- Task statement: Pictures aside, quote the whole listing exactly.

- Available data:
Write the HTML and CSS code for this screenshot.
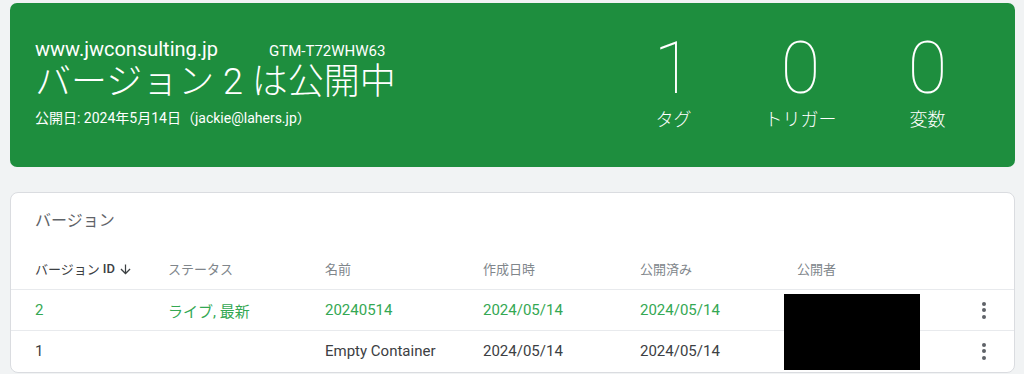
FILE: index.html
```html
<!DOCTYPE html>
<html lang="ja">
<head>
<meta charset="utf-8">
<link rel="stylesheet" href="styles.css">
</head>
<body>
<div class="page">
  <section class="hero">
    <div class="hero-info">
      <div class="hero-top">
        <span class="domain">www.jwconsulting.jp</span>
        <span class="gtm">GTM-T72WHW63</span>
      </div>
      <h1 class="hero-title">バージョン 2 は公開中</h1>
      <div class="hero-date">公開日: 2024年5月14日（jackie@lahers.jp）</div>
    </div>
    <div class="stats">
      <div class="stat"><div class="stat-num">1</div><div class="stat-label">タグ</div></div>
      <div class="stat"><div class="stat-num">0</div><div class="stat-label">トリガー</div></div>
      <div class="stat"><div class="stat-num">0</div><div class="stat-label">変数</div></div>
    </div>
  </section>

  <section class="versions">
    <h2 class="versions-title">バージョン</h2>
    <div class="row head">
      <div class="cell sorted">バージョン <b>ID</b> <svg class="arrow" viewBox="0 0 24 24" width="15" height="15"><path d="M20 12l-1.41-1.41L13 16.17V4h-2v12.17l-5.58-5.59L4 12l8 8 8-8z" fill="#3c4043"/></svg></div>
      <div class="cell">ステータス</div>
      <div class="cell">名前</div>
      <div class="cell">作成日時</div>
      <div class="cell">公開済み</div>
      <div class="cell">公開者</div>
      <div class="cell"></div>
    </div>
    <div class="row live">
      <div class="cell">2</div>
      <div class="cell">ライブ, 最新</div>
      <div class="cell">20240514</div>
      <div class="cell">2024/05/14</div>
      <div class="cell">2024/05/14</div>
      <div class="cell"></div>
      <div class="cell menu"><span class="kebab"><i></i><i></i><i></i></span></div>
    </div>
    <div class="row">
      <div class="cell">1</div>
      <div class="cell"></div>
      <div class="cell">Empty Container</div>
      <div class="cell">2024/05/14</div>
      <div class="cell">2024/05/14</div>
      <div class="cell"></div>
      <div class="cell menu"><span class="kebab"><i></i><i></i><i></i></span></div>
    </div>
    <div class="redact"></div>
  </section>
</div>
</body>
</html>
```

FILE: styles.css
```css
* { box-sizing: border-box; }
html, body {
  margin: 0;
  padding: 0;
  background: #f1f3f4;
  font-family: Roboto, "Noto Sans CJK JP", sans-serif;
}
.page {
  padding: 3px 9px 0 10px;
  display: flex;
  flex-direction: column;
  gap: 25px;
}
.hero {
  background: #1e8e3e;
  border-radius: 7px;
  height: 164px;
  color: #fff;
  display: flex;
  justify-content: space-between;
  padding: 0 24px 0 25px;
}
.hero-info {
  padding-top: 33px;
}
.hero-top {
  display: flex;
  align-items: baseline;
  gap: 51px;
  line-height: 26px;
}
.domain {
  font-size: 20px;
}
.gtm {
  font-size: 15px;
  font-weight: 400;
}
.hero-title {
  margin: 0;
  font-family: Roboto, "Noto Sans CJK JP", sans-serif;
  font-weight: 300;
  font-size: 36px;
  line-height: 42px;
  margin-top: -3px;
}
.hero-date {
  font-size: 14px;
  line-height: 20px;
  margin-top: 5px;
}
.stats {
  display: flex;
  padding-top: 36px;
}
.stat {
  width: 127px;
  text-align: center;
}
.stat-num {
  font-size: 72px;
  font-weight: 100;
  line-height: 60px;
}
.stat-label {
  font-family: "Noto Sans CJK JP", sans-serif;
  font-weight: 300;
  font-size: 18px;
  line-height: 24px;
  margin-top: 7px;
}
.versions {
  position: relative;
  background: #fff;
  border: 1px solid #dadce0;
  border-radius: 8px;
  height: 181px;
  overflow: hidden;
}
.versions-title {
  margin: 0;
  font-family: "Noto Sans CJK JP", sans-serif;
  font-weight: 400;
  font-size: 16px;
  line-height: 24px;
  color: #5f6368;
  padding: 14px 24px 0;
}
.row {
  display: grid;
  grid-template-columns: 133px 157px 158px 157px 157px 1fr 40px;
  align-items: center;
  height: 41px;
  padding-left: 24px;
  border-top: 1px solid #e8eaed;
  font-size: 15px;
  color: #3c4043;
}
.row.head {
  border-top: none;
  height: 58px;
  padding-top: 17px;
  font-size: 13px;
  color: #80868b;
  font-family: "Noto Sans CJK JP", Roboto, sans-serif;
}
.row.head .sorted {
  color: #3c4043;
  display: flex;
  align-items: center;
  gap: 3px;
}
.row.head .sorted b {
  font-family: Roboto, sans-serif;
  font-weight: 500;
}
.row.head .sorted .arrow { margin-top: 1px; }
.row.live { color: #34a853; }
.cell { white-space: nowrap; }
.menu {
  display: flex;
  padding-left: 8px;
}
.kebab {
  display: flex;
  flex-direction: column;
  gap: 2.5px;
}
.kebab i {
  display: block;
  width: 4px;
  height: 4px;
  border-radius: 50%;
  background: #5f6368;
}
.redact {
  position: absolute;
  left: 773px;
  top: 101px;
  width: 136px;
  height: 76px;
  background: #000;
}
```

- Finished task:
Write the HTML and CSS code for this screenshot.
FILE: index.html
```html
<!DOCTYPE html>
<html lang="ja">
<head>
<meta charset="utf-8">
<link rel="stylesheet" href="styles.css">
</head>
<body>
<div class="page">
  <section class="hero">
    <div class="hero-info">
      <div class="hero-top">
        <span class="domain">www.jwconsulting.jp</span>
        <span class="gtm">GTM-T72WHW63</span>
      </div>
      <h1 class="hero-title">バージョン 2 は公開中</h1>
      <div class="hero-date">公開日: 2024年5月14日（jackie@lahers.jp）</div>
    </div>
    <div class="stats">
      <div class="stat"><div class="stat-num">1</div><div class="stat-label">タグ</div></div>
      <div class="stat"><div class="stat-num">0</div><div class="stat-label">トリガー</div></div>
      <div class="stat"><div class="stat-num">0</div><div class="stat-label">変数</div></div>
    </div>
  </section>

  <section class="versions">
    <h2 class="versions-title">バージョン</h2>
    <div class="row head">
      <div class="cell sorted">バージョン <b>ID</b> <svg class="arrow" viewBox="0 0 24 24" width="15" height="15"><path d="M20 12l-1.41-1.41L13 16.17V4h-2v12.17l-5.58-5.59L4 12l8 8 8-8z" fill="#3c4043"/></svg></div>
      <div class="cell">ステータス</div>
      <div class="cell">名前</div>
      <div class="cell">作成日時</div>
      <div class="cell">公開済み</div>
      <div class="cell">公開者</div>
      <div class="cell"></div>
    </div>
    <div class="row live">
      <div class="cell">2</div>
      <div class="cell">ライブ, 最新</div>
      <div class="cell">20240514</div>
      <div class="cell">2024/05/14</div>
      <div class="cell">2024/05/14</div>
      <div class="cell"></div>
      <div class="cell menu"><span class="kebab"><i></i><i></i><i></i></span></div>
    </div>
    <div class="row">
      <div class="cell">1</div>
      <div class="cell"></div>
      <div class="cell">Empty Container</div>
      <div class="cell">2024/05/14</div>
      <div class="cell">2024/05/14</div>
      <div class="cell"></div>
      <div class="cell menu"><span class="kebab"><i></i><i></i><i></i></span></div>
    </div>
    <div class="redact"></div>
  </section>
</div>
</body>
</html>
```

FILE: styles.css
```css
* { box-sizing: border-box; }
html, body {
  margin: 0;
  padding: 0;
  background: #f1f3f4;
  font-family: Roboto, "Noto Sans CJK JP", sans-serif;
}
.page {
  padding: 3px 9px 0 10px;
  display: flex;
  flex-direction: column;
  gap: 25px;
}
.hero {
  background: #1e8e3e;
  border-radius: 7px;
  height: 164px;
  color: #fff;
  display: flex;
  justify-content: space-between;
  padding: 0 24px 0 25px;
}
.hero-info {
  padding-top: 33px;
}
.hero-top {
  display: flex;
  align-items: baseline;
  gap: 51px;
  line-height: 26px;
}
.domain {
  font-size: 20px;
}
.gtm {
  font-size: 15px;
  font-weight: 400;
}
.hero-title {
  margin: 0;
  font-family: Roboto, "Noto Sans CJK JP", sans-serif;
  font-weight: 300;
  font-size: 36px;
  line-height: 42px;
  margin-top: -3px;
}
.hero-date {
  font-size: 14px;
  line-height: 20px;
  margin-top: 5px;
}
.stats {
  display: flex;
  padding-top: 36px;
}
.stat {
  width: 127px;
  text-align: center;
}
.stat-num {
  font-size: 72px;
  font-weight: 100;
  line-height: 60px;
}
.stat-label {
  font-family: "Noto Sans CJK JP", sans-serif;
  font-weight: 300;
  font-size: 18px;
  line-height: 24px;
  margin-top: 7px;
}
.versions {
  position: relative;
  background: #fff;
  border: 1px solid #dadce0;
  border-radius: 8px;
  height: 181px;
  overflow: hidden;
}
.versions-title {
  margin: 0;
  font-family: "Noto Sans CJK JP", sans-serif;
  font-weight: 400;
  font-size: 16px;
  line-height: 24px;
  color: #5f6368;
  padding: 14px 24px 0;
}
.row {
  display: grid;
  grid-template-columns: 133px 157px 158px 157px 157px 1fr 40px;
  align-items: center;
  height: 41px;
  padding-left: 24px;
  border-top: 1px solid #e8eaed;
  font-size: 15px;
  color: #3c4043;
}
.row.head {
  border-top: none;
  height: 58px;
  padding-top: 17px;
  font-size: 13px;
  color: #80868b;
  font-family: "Noto Sans CJK JP", Roboto, sans-serif;
}
.row.head .sorted {
  color: #3c4043;
  display: flex;
  align-items: center;
  gap: 3px;
}
.row.head .sorted b {
  font-family: Roboto, sans-serif;
  font-weight: 500;
}
.row.head .sorted .arrow { margin-top: 1px; }
.row.live { color: #34a853; }
.cell { white-space: nowrap; }
.menu {
  display: flex;
  padding-left: 8px;
}
.kebab {
  display: flex;
  flex-direction: column;
  gap: 2.5px;
}
.kebab i {
  display: block;
  width: 4px;
  height: 4px;
  border-radius: 50%;
  background: #5f6368;
}
.redact {
  position: absolute;
  left: 773px;
  top: 101px;
  width: 136px;
  height: 76px;
  background: #000;
}
```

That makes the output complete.